**Short problem**
Give all of the lines again exactly as they read.

**Stored data**
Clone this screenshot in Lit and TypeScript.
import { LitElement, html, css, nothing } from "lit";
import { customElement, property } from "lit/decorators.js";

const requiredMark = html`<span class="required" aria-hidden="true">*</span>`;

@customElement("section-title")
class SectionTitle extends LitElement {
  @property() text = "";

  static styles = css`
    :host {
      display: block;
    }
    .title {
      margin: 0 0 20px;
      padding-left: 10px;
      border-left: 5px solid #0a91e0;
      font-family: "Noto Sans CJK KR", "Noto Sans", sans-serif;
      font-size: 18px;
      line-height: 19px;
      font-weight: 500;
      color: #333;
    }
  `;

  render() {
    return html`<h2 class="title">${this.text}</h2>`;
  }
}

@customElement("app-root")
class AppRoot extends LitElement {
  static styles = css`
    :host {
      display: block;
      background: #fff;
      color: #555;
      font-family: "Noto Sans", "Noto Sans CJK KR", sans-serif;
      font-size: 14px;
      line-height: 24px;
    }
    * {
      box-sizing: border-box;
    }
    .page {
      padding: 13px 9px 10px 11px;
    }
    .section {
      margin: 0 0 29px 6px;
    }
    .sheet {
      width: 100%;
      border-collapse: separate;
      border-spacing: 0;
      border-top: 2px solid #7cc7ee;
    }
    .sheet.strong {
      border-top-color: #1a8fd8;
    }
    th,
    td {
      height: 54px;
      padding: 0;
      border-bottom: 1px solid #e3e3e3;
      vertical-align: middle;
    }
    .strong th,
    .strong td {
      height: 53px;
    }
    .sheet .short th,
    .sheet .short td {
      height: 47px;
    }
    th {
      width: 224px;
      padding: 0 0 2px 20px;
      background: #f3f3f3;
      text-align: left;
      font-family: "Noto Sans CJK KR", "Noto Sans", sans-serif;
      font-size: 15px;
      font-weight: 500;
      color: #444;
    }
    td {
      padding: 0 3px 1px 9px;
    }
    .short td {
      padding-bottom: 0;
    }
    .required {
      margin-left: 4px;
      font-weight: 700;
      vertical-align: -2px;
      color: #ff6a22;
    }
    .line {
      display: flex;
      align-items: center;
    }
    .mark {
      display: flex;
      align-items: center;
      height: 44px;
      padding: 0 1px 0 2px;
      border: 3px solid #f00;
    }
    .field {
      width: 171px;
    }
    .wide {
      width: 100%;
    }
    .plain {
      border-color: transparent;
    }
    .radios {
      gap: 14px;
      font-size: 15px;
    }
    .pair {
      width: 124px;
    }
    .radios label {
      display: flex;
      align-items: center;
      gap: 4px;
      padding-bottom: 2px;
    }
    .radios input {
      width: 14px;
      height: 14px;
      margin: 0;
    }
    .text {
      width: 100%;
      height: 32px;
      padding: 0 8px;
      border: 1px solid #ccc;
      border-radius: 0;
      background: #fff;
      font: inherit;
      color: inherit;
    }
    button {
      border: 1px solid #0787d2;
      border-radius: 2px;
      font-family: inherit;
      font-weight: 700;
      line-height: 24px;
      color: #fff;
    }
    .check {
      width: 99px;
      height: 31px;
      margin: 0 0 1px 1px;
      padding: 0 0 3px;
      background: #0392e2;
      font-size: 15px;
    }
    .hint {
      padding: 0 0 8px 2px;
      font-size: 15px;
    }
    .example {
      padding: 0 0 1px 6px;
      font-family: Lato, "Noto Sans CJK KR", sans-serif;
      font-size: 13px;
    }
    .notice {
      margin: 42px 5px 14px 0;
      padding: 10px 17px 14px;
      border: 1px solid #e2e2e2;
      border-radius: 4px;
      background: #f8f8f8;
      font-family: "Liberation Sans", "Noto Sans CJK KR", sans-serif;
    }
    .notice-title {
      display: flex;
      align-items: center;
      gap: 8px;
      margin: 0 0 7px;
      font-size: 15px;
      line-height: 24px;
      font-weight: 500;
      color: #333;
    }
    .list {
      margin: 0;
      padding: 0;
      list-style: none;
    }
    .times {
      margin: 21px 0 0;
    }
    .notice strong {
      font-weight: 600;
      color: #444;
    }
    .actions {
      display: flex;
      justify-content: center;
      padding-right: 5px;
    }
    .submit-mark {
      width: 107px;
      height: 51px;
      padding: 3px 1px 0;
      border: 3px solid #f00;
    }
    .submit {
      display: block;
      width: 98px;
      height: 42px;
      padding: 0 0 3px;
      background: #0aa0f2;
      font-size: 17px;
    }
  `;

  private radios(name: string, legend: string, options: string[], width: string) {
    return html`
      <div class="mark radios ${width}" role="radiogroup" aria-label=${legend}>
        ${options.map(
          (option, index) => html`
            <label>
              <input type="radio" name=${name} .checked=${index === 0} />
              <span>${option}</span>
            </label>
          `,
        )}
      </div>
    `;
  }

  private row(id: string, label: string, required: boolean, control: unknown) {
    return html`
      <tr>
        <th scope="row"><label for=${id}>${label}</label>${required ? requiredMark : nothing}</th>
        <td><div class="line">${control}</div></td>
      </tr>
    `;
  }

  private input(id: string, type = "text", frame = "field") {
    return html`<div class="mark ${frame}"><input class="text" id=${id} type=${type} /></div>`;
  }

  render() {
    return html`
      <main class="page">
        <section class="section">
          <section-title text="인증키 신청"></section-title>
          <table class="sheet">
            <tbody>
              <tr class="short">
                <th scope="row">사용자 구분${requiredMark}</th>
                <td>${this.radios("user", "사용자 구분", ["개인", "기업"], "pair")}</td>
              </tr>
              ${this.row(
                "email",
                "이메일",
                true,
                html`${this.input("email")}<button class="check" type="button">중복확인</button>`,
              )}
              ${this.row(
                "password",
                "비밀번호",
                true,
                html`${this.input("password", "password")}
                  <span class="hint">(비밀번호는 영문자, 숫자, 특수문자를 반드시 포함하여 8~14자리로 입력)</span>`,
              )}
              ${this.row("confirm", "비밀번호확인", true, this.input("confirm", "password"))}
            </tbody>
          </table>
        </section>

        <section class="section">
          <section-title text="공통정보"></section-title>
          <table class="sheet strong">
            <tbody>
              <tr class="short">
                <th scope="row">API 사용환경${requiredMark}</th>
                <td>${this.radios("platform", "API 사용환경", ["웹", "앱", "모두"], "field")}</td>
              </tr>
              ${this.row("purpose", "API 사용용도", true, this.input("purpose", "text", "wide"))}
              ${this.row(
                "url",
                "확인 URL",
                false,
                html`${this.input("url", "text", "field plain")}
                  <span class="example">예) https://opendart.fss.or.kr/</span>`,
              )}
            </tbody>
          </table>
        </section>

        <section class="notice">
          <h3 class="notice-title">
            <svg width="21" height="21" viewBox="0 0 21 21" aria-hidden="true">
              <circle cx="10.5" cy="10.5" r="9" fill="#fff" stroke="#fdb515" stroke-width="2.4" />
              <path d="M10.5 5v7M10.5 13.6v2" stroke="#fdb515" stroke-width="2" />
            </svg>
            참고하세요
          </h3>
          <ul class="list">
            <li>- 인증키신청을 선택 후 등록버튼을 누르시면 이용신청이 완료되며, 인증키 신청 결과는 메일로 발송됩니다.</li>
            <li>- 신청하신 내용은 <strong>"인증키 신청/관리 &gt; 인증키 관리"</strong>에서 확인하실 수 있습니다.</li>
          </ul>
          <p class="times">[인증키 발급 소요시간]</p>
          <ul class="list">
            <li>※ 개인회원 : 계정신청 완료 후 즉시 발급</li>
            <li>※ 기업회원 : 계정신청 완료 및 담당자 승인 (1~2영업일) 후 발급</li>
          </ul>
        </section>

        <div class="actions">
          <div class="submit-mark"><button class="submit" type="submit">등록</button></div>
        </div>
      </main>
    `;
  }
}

**Response below**
Clone this screenshot in Lit and TypeScript.
import { LitElement, html, css, nothing } from "lit";
import { customElement, property } from "lit/decorators.js";

const requiredMark = html`<span class="required" aria-hidden="true">*</span>`;

@customElement("section-title")
class SectionTitle extends LitElement {
  @property() text = "";

  static styles = css`
    :host {
      display: block;
    }
    .title {
      margin: 0 0 20px;
      padding-left: 10px;
      border-left: 5px solid #0a91e0;
      font-family: "Noto Sans CJK KR", "Noto Sans", sans-serif;
      font-size: 18px;
      line-height: 19px;
      font-weight: 500;
      color: #333;
    }
  `;

  render() {
    return html`<h2 class="title">${this.text}</h2>`;
  }
}

@customElement("app-root")
class AppRoot extends LitElement {
  static styles = css`
    :host {
      display: block;
      background: #fff;
      color: #555;
      font-family: "Noto Sans", "Noto Sans CJK KR", sans-serif;
      font-size: 14px;
      line-height: 24px;
    }
    * {
      box-sizing: border-box;
    }
    .page {
      padding: 13px 9px 10px 11px;
    }
    .section {
      margin: 0 0 29px 6px;
    }
    .sheet {
      width: 100%;
      border-collapse: separate;
      border-spacing: 0;
      border-top: 2px solid #7cc7ee;
    }
    .sheet.strong {
      border-top-color: #1a8fd8;
    }
    th,
    td {
      height: 54px;
      padding: 0;
      border-bottom: 1px solid #e3e3e3;
      vertical-align: middle;
    }
    .strong th,
    .strong td {
      height: 53px;
    }
    .sheet .short th,
    .sheet .short td {
      height: 47px;
    }
    th {
      width: 224px;
      padding: 0 0 2px 20px;
      background: #f3f3f3;
      text-align: left;
      font-family: "Noto Sans CJK KR", "Noto Sans", sans-serif;
      font-size: 15px;
      font-weight: 500;
      color: #444;
    }
    td {
      padding: 0 3px 1px 9px;
    }
    .short td {
      padding-bottom: 0;
    }
    .required {
      margin-left: 4px;
      font-weight: 700;
      vertical-align: -2px;
      color: #ff6a22;
    }
    .line {
      display: flex;
      align-items: center;
    }
    .mark {
      display: flex;
      align-items: center;
      height: 44px;
      padding: 0 1px 0 2px;
      border: 3px solid #f00;
    }
    .field {
      width: 171px;
    }
    .wide {
      width: 100%;
    }
    .plain {
      border-color: transparent;
    }
    .radios {
      gap: 14px;
      font-size: 15px;
    }
    .pair {
      width: 124px;
    }
    .radios label {
      display: flex;
      align-items: center;
      gap: 4px;
      padding-bottom: 2px;
    }
    .radios input {
      width: 14px;
      height: 14px;
      margin: 0;
    }
    .text {
      width: 100%;
      height: 32px;
      padding: 0 8px;
      border: 1px solid #ccc;
      border-radius: 0;
      background: #fff;
      font: inherit;
      color: inherit;
    }
    button {
      border: 1px solid #0787d2;
      border-radius: 2px;
      font-family: inherit;
      font-weight: 700;
      line-height: 24px;
      color: #fff;
    }
    .check {
      width: 99px;
      height: 31px;
      margin: 0 0 1px 1px;
      padding: 0 0 3px;
      background: #0392e2;
      font-size: 15px;
    }
    .hint {
      padding: 0 0 8px 2px;
      font-size: 15px;
    }
    .example {
      padding: 0 0 1px 6px;
      font-family: Lato, "Noto Sans CJK KR", sans-serif;
      font-size: 13px;
    }
    .notice {
      margin: 42px 5px 14px 0;
      padding: 10px 17px 14px;
      border: 1px solid #e2e2e2;
      border-radius: 4px;
      background: #f8f8f8;
      font-family: "Liberation Sans", "Noto Sans CJK KR", sans-serif;
    }
    .notice-title {
      display: flex;
      align-items: center;
      gap: 8px;
      margin: 0 0 7px;
      font-size: 15px;
      line-height: 24px;
      font-weight: 500;
      color: #333;
    }
    .list {
      margin: 0;
      padding: 0;
      list-style: none;
    }
    .times {
      margin: 21px 0 0;
    }
    .notice strong {
      font-weight: 600;
      color: #444;
    }
    .actions {
      display: flex;
      justify-content: center;
      padding-right: 5px;
    }
    .submit-mark {
      width: 107px;
      height: 51px;
      padding: 3px 1px 0;
      border: 3px solid #f00;
    }
    .submit {
      display: block;
      width: 98px;
      height: 42px;
      padding: 0 0 3px;
      background: #0aa0f2;
      font-size: 17px;
    }
  `;

  private radios(name: string, legend: string, options: string[], width: string) {
    return html`
      <div class="mark radios ${width}" role="radiogroup" aria-label=${legend}>
        ${options.map(
          (option, index) => html`
            <label>
              <input type="radio" name=${name} .checked=${index === 0} />
              <span>${option}</span>
            </label>
          `,
        )}
      </div>
    `;
  }

  private row(id: string, label: string, required: boolean, control: unknown) {
    return html`
      <tr>
        <th scope="row"><label for=${id}>${label}</label>${required ? requiredMark : nothing}</th>
        <td><div class="line">${control}</div></td>
      </tr>
    `;
  }

  private input(id: string, type = "text", frame = "field") {
    return html`<div class="mark ${frame}"><input class="text" id=${id} type=${type} /></div>`;
  }

  render() {
    return html`
      <main class="page">
        <section class="section">
          <section-title text="인증키 신청"></section-title>
          <table class="sheet">
            <tbody>
              <tr class="short">
                <th scope="row">사용자 구분${requiredMark}</th>
                <td>${this.radios("user", "사용자 구분", ["개인", "기업"], "pair")}</td>
              </tr>
              ${this.row(
                "email",
                "이메일",
                true,
                html`${this.input("email")}<button class="check" type="button">중복확인</button>`,
              )}
              ${this.row(
                "password",
                "비밀번호",
                true,
                html`${this.input("password", "password")}
                  <span class="hint">(비밀번호는 영문자, 숫자, 특수문자를 반드시 포함하여 8~14자리로 입력)</span>`,
              )}
              ${this.row("confirm", "비밀번호확인", true, this.input("confirm", "password"))}
            </tbody>
          </table>
        </section>

        <section class="section">
          <section-title text="공통정보"></section-title>
          <table class="sheet strong">
            <tbody>
              <tr class="short">
                <th scope="row">API 사용환경${requiredMark}</th>
                <td>${this.radios("platform", "API 사용환경", ["웹", "앱", "모두"], "field")}</td>
              </tr>
              ${this.row("purpose", "API 사용용도", true, this.input("purpose", "text", "wide"))}
              ${this.row(
                "url",
                "확인 URL",
                false,
                html`${this.input("url", "text", "field plain")}
                  <span class="example">예) https://opendart.fss.or.kr/</span>`,
              )}
            </tbody>
          </table>
        </section>

        <section class="notice">
          <h3 class="notice-title">
            <svg width="21" height="21" viewBox="0 0 21 21" aria-hidden="true">
              <circle cx="10.5" cy="10.5" r="9" fill="#fff" stroke="#fdb515" stroke-width="2.4" />
              <path d="M10.5 5v7M10.5 13.6v2" stroke="#fdb515" stroke-width="2" />
            </svg>
            참고하세요
          </h3>
          <ul class="list">
            <li>- 인증키신청을 선택 후 등록버튼을 누르시면 이용신청이 완료되며, 인증키 신청 결과는 메일로 발송됩니다.</li>
            <li>- 신청하신 내용은 <strong>"인증키 신청/관리 &gt; 인증키 관리"</strong>에서 확인하실 수 있습니다.</li>
          </ul>
          <p class="times">[인증키 발급 소요시간]</p>
          <ul class="list">
            <li>※ 개인회원 : 계정신청 완료 후 즉시 발급</li>
            <li>※ 기업회원 : 계정신청 완료 및 담당자 승인 (1~2영업일) 후 발급</li>
          </ul>
        </section>

        <div class="actions">
          <div class="submit-mark"><button class="submit" type="submit">등록</button></div>
        </div>
      </main>
    `;
  }
}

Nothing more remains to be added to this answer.